Şimdilerde Denizli İlahiyat Fakültesi’ni ele geçirmeye çalışıyormuş.
Pamukkale Üniversitesi Rektörü Hüseyin Bağ da kendisine yardım ediyormuş.
İlahiyat Fakültesi’nin dekanı Abdulhamit Birışık aynı tarikatın üyesi imiş. Cevat
Akşit kendisinin köyü olan Yatağan da bir bina yaptırmış tarikat üyelerine. Ve
o binayı da İlahiyat Fakültesi’nin Yüksek Lisans yapacak olan öğrencilerine
tahsis etmişler. Denizli’ye 51 km. mesafedeki bir köy Yatağan. Fakülteden ve
fakültenin imkanlarından, alt yapısından uzak bir mesafede. Tarikat öğretisi ve
eğitimi için yüksek lisans öğrencilerinin fakülteden uzak olması gerekiyor
galiba. Ortalıkta dolaşan söylentilere göre öğrencilere devletten alacağı
kredinin haricinde 3.000 TL.ve artı ev kirası verilecekmiş.
Haydi Cevat Akşit böyle bir yola tarikat çıkarı için tevessül etti
diyelim; peki üniversite Rektörü Hüseyin Bağ bu işe nasıl onay verdi? Asıl
sorulması gereken soru bu olmalı.
Anlaşılan Denizli halkının Mehdilerle olan ilişkileri yeni başlıyor.

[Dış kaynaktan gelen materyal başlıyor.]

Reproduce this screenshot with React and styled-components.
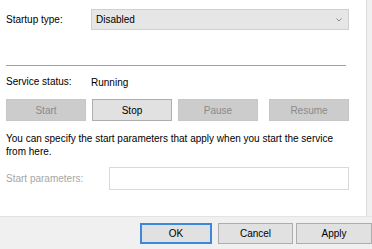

İşlerini Mehdilere bırakanlar çok kısa bir zaman sonra karşılarında DEAŞ
militanlarını bulabilirler. 15 Temmuz’un üzerinden daha 2 sene geçti. Geçmişten
ders almak gerekmez mi, ne dersiniz?
Beyefendi
YanıtlaSilBen Prof. Dr. Abdulhamit Birışık. PAÜ İlâhiyat Fakültesi Dekanıyım.
Yazınız hangi kaynağa dayanıyor bilmiyorum ama malesef yanlış belgelere dayanan yanlış şeyler yazmışsınız.
Keşke bizimle de irtibata geçse idiniz. Sizi doğru bilgilendirirdik.
Makam sahibi nice insan gibi öğretim üyeleri ve öğrenciler de zarar görüyor. Allahtan korkmak lazım.